■ WRITTEN INSTRUCTION
Every line below must be reproduced exactly. Copy them all.

═══

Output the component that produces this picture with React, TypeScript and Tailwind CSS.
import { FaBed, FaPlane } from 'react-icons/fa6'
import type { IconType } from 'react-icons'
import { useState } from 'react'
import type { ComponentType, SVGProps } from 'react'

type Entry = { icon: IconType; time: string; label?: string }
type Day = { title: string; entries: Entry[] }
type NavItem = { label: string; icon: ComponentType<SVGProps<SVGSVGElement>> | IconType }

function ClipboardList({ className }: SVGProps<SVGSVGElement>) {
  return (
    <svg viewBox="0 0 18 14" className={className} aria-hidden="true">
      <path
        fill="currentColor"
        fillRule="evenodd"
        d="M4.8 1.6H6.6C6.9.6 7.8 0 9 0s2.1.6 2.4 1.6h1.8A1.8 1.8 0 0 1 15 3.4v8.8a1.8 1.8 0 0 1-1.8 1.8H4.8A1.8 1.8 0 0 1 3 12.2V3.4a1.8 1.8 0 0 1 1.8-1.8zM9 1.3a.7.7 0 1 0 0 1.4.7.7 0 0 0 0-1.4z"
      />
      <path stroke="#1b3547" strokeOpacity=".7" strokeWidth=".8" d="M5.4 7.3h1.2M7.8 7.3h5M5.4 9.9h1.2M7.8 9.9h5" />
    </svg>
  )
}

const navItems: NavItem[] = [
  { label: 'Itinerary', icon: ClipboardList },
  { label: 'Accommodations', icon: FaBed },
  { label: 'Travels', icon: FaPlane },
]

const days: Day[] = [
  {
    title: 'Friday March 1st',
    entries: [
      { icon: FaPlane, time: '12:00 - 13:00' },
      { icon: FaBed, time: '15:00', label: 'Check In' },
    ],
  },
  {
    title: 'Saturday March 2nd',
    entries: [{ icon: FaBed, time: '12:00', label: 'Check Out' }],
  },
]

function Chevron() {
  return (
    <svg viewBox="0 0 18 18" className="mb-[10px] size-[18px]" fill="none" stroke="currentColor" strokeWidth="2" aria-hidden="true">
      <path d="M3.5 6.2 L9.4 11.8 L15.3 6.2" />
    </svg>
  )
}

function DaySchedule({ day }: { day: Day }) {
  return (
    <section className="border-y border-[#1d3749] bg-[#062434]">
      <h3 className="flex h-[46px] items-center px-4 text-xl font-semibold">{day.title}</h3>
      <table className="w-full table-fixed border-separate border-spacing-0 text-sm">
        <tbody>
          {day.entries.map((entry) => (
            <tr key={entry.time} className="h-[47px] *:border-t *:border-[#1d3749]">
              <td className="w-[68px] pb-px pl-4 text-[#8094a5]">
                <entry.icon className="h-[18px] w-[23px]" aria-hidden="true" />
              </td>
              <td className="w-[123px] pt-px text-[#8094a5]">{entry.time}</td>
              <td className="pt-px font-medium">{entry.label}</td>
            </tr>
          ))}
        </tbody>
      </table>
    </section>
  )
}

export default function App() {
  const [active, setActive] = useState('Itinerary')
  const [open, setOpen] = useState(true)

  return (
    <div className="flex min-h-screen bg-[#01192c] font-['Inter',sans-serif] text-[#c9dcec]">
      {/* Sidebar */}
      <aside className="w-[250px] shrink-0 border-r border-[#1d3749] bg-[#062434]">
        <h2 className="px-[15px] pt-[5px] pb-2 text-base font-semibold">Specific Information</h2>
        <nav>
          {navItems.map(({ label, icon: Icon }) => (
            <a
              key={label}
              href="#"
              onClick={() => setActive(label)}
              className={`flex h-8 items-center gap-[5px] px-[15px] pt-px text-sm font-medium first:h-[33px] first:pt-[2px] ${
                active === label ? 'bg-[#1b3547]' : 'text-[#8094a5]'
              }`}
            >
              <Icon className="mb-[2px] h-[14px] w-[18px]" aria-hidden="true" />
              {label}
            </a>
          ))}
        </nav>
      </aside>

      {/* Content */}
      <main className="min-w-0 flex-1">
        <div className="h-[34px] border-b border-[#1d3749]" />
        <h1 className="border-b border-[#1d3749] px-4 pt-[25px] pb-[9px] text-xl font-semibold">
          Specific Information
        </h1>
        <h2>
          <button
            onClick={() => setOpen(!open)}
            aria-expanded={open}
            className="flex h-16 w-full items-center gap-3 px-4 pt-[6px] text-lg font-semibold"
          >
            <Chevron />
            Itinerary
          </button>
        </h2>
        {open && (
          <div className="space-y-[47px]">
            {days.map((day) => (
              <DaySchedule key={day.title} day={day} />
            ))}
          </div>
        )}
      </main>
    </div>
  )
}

═══

■ REPLY
Output the component that produces this picture with React, TypeScript and Tailwind CSS.
import { FaBed, FaPlane } from 'react-icons/fa6'
import type { IconType } from 'react-icons'
import { useState } from 'react'
import type { ComponentType, SVGProps } from 'react'

type Entry = { icon: IconType; time: string; label?: string }
type Day = { title: string; entries: Entry[] }
type NavItem = { label: string; icon: ComponentType<SVGProps<SVGSVGElement>> | IconType }

function ClipboardList({ className }: SVGProps<SVGSVGElement>) {
  return (
    <svg viewBox="0 0 18 14" className={className} aria-hidden="true">
      <path
        fill="currentColor"
        fillRule="evenodd"
        d="M4.8 1.6H6.6C6.9.6 7.8 0 9 0s2.1.6 2.4 1.6h1.8A1.8 1.8 0 0 1 15 3.4v8.8a1.8 1.8 0 0 1-1.8 1.8H4.8A1.8 1.8 0 0 1 3 12.2V3.4a1.8 1.8 0 0 1 1.8-1.8zM9 1.3a.7.7 0 1 0 0 1.4.7.7 0 0 0 0-1.4z"
      />
      <path stroke="#1b3547" strokeOpacity=".7" strokeWidth=".8" d="M5.4 7.3h1.2M7.8 7.3h5M5.4 9.9h1.2M7.8 9.9h5" />
    </svg>
  )
}

const navItems: NavItem[] = [
  { label: 'Itinerary', icon: ClipboardList },
  { label: 'Accommodations', icon: FaBed },
  { label: 'Travels', icon: FaPlane },
]

const days: Day[] = [
  {
    title: 'Friday March 1st',
    entries: [
      { icon: FaPlane, time: '12:00 - 13:00' },
      { icon: FaBed, time: '15:00', label: 'Check In' },
    ],
  },
  {
    title: 'Saturday March 2nd',
    entries: [{ icon: FaBed, time: '12:00', label: 'Check Out' }],
  },
]

function Chevron() {
  return (
    <svg viewBox="0 0 18 18" className="mb-[10px] size-[18px]" fill="none" stroke="currentColor" strokeWidth="2" aria-hidden="true">
      <path d="M3.5 6.2 L9.4 11.8 L15.3 6.2" />
    </svg>
  )
}

function DaySchedule({ day }: { day: Day }) {
  return (
    <section className="border-y border-[#1d3749] bg-[#062434]">
      <h3 className="flex h-[46px] items-center px-4 text-xl font-semibold">{day.title}</h3>
      <table className="w-full table-fixed border-separate border-spacing-0 text-sm">
        <tbody>
          {day.entries.map((entry) => (
            <tr key={entry.time} className="h-[47px] *:border-t *:border-[#1d3749]">
              <td className="w-[68px] pb-px pl-4 text-[#8094a5]">
                <entry.icon className="h-[18px] w-[23px]" aria-hidden="true" />
              </td>
              <td className="w-[123px] pt-px text-[#8094a5]">{entry.time}</td>
              <td className="pt-px font-medium">{entry.label}</td>
            </tr>
          ))}
        </tbody>
      </table>
    </section>
  )
}

export default function App() {
  const [active, setActive] = useState('Itinerary')
  const [open, setOpen] = useState(true)

  return (
    <div className="flex min-h-screen bg-[#01192c] font-['Inter',sans-serif] text-[#c9dcec]">
      {/* Sidebar */}
      <aside className="w-[250px] shrink-0 border-r border-[#1d3749] bg-[#062434]">
        <h2 className="px-[15px] pt-[5px] pb-2 text-base font-semibold">Specific Information</h2>
        <nav>
          {navItems.map(({ label, icon: Icon }) => (
            <a
              key={label}
              href="#"
              onClick={() => setActive(label)}
              className={`flex h-8 items-center gap-[5px] px-[15px] pt-px text-sm font-medium first:h-[33px] first:pt-[2px] ${
                active === label ? 'bg-[#1b3547]' : 'text-[#8094a5]'
              }`}
            >
              <Icon className="mb-[2px] h-[14px] w-[18px]" aria-hidden="true" />
              {label}
            </a>
          ))}
        </nav>
      </aside>

      {/* Content */}
      <main className="min-w-0 flex-1">
        <div className="h-[34px] border-b border-[#1d3749]" />
        <h1 className="border-b border-[#1d3749] px-4 pt-[25px] pb-[9px] text-xl font-semibold">
          Specific Information
        </h1>
        <h2>
          <button
            onClick={() => setOpen(!open)}
            aria-expanded={open}
            className="flex h-16 w-full items-center gap-3 px-4 pt-[6px] text-lg font-semibold"
          >
            <Chevron />
            Itinerary
          </button>
        </h2>
        {open && (
          <div className="space-y-[47px]">
            {days.map((day) => (
              <DaySchedule key={day.title} day={day} />
            ))}
          </div>
        )}
      </main>
    </div>
  )
}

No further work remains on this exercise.